Don’t Speak was the first film for Spanish newcomer Amadeu Artasona.

It took me a long time to get into Don’t Speak and I can’t say I ever did. The film pitches itself as a horror film with teen protagonists. It tries to appear as though it is an American production to better sell itself. However, it has been filmed with a non-American (Spanish) cast. As a result, things feel off particularly when the actors open their mouths and start speaking a form of American that nobody from the US would ever recognise. None of the characters are particularly likeable into the bargain – some of them seem so self-absorbed and complainy that you sit waiting for them to be killed off. Moreover, many of them often seem amateurs – Sara Gil’s performance being one notable example.

The film does have the benefit of an interesting location – Cala s’Alguer, a small town on the Costa Brava, about seventy miles northeast of Barcelona. The town is built around a bay and has a series of unique individually coloured houses that makes for a very different looking locale. (It unfortunately looks nothing at all like any location in the USA. Nor is Cala s’Alguer an island despite what the film wants to convince us). The downside is that the town looks more like the promenade for a set of beach houses and, although the cast go running around the wooded area nearby and indoors at various points, it is only the frontispiece that looks unique.

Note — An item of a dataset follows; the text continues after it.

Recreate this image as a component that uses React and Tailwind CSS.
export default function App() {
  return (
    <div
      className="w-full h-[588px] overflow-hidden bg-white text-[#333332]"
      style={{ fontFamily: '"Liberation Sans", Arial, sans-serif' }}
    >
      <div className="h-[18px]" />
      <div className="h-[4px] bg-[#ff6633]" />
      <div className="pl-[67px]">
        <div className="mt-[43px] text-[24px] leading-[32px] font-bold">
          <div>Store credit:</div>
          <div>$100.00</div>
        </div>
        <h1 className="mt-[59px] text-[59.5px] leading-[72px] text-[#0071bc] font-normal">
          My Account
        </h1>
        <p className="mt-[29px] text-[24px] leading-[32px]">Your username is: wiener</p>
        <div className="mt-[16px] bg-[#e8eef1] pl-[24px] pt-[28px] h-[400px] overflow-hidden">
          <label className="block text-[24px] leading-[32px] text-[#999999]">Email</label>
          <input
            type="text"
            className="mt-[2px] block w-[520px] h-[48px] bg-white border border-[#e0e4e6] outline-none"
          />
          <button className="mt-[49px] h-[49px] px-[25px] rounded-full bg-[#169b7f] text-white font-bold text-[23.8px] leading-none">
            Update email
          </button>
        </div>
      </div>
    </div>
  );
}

The teens under threat - (l to r) Natalia Jerez, Amy Gwilliam, Melina Matthews, Benjamin Nathan-Serio and Jake Klamburg in Don't Speak (2015)
The teens under threat – (l to r) Natalia Jerez, Amy Gwilliam, Melina Matthews, Benjamin Nathan-Serio and Jake Klamburg

The film comes with the unique title of Don’t Speak. The premise of a town where people are urged not to speak lest they be killed makes it seems on paper at least something akin to the subsequent hit A Quiet Place (2018) and The Silence (2019) with people terrified to make a noise lest they be killed be alien creatures. Or perhaps something similar to Bird Box (2018) with people unable to look outdoors lest they be killed.

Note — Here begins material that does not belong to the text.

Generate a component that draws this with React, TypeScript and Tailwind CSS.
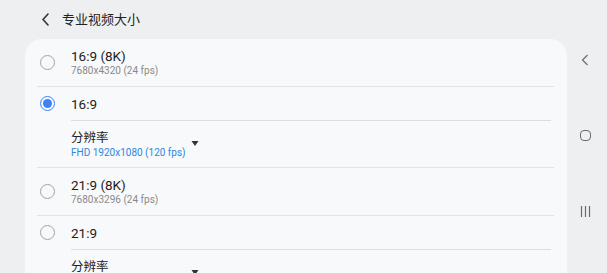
const font = { fontFamily: "Roboto, 'Noto Sans CJK SC', sans-serif" };

function Radio({ checked }: { checked?: boolean }) {
  return checked ? (
    <div className="flex h-[15px] w-[15px] items-center justify-center rounded-full border-[1.5px] border-[#3e82f7]">
      <div className="h-[9px] w-[9px] rounded-full bg-[#3e82f7]" />
    </div>
  ) : (
    <div className="h-[15px] w-[15px] rounded-full border-[1.3px] border-[#a3a3a5]" />
  );
}

function OptionRow({
  title,
  sub,
  checked,
  height,
}: {
  title: string;
  sub?: string;
  checked?: boolean;
  height: string;
}) {
  return (
    <div className={`flex shrink-0 items-center ${height}`}>
      <div className="flex w-[45px] justify-center">
        <Radio checked={checked} />
      </div>
      <div className="flex flex-col pl-[1px]">
        <span className="text-[13.5px] leading-[16px] text-[#222]">{title}</span>
        {sub && (
          <span className="text-[10px] leading-[14px] text-[#8a8a8a]">{sub}</span>
        )}
      </div>
    </div>
  );
}

function Resolution() {
  return (
    <div className="flex h-[46px] shrink-0 items-center pl-[46px]">
      <div className="flex items-center gap-[5px]">
        <div className="flex flex-col">
          <span className="text-[12.5px] leading-[17px] text-[#222]">分辨率</span>
          <span className="text-[10px] leading-[14px] text-[#2f87dc]">
            FHD 1920x1080 (120 fps)
          </span>
        </div>
        <svg width="8" height="6" viewBox="0 0 8 6" className="mt-[-1px]">
          <path d="M0.5 0 H7.5 L4 5 Z" fill="#333" />
        </svg>
      </div>
    </div>
  );
}

function Divider({ inset }: { inset?: boolean }) {
  return inset ? (
    <div className="ml-[46px] mr-[16px] h-px shrink-0 bg-[#dcdde0]" />
  ) : (
    <div className="ml-[12px] mr-[13px] h-px shrink-0 bg-[#e2e3e5]" />
  );
}

export default function App() {
  return (
    <div
      className="flex h-[273px] w-[607px] overflow-hidden bg-[#eeeff1]"
      style={font}
    >
      <div className="flex flex-1 flex-col overflow-hidden">
        <div className="flex h-[39px] shrink-0 items-center pl-[41px]">
          <svg width="9" height="13" viewBox="0 0 9 13">
            <path
              d="M7 1 L2 6.5 L7 12"
              fill="none"
              stroke="#333"
              strokeWidth="1.6"
              strokeLinecap="round"
              strokeLinejoin="round"
            />
          </svg>
          <span className="ml-[12px] text-[13px] text-[#222]">专业视频大小</span>
        </div>
        <div className="ml-[25px] flex shrink-0 flex-col rounded-t-[17px] bg-[#f8f9fb] pb-4">
          <OptionRow title="16:9 (8K)" sub="7680x4320 (24 fps)" height="h-[47px]" />
          <Divider />
          <OptionRow title="16:9" checked height="h-[33px]" />
          <Divider inset />
          <Resolution />
          <Divider />
          <OptionRow title="21:9 (8K)" sub="7680x3296 (24 fps)" height="h-[47px]" />
          <Divider />
          <OptionRow title="21:9" height="h-[33px]" />
          <Divider inset />
          <Resolution />
        </div>
      </div>
      <div className="flex w-[40px] shrink-0 flex-col items-center pr-[4px] pt-[54px]">
        <svg width="8" height="12" viewBox="0 0 8 12">
          <path
            d="M6.5 1 L1.5 6 L6.5 11"
            fill="none"
            stroke="#6b6b6d"
            strokeWidth="1.2"
          />
        </svg>
        <div className="mt-[64px] h-[11px] w-[11px] rounded-[4px] border-[1.3px] border-[#6b6b6d]" />
        <svg width="11" height="11" viewBox="0 0 11 11" className="mt-[65px]">
          <path d="M1.5 0 V11 M5.5 0 V11 M9.5 0 V11" stroke="#6b6b6d" strokeWidth="1.2" />
        </svg>
      </div>
    </div>
  );
}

The huge disappointment of the film is that despite a catchy premise of people not being able to speak, the film never uses this gimmick in any way. People are urged not to speak lest they be killed however the film never gives us any scenes where people are actually killed for speaking or even where their speaking creates a sense of danger as you would kind of expect given the premise. The menace that is killing people is not even very well established as a threat. One also must say that director Amadeu Artasona’s set ups are not very well staged. The film does arrive at a hardly interesting or very well explained mundane ending where we find that what went on was due to the murder of the landowner’s child and a further twist is then placed on this.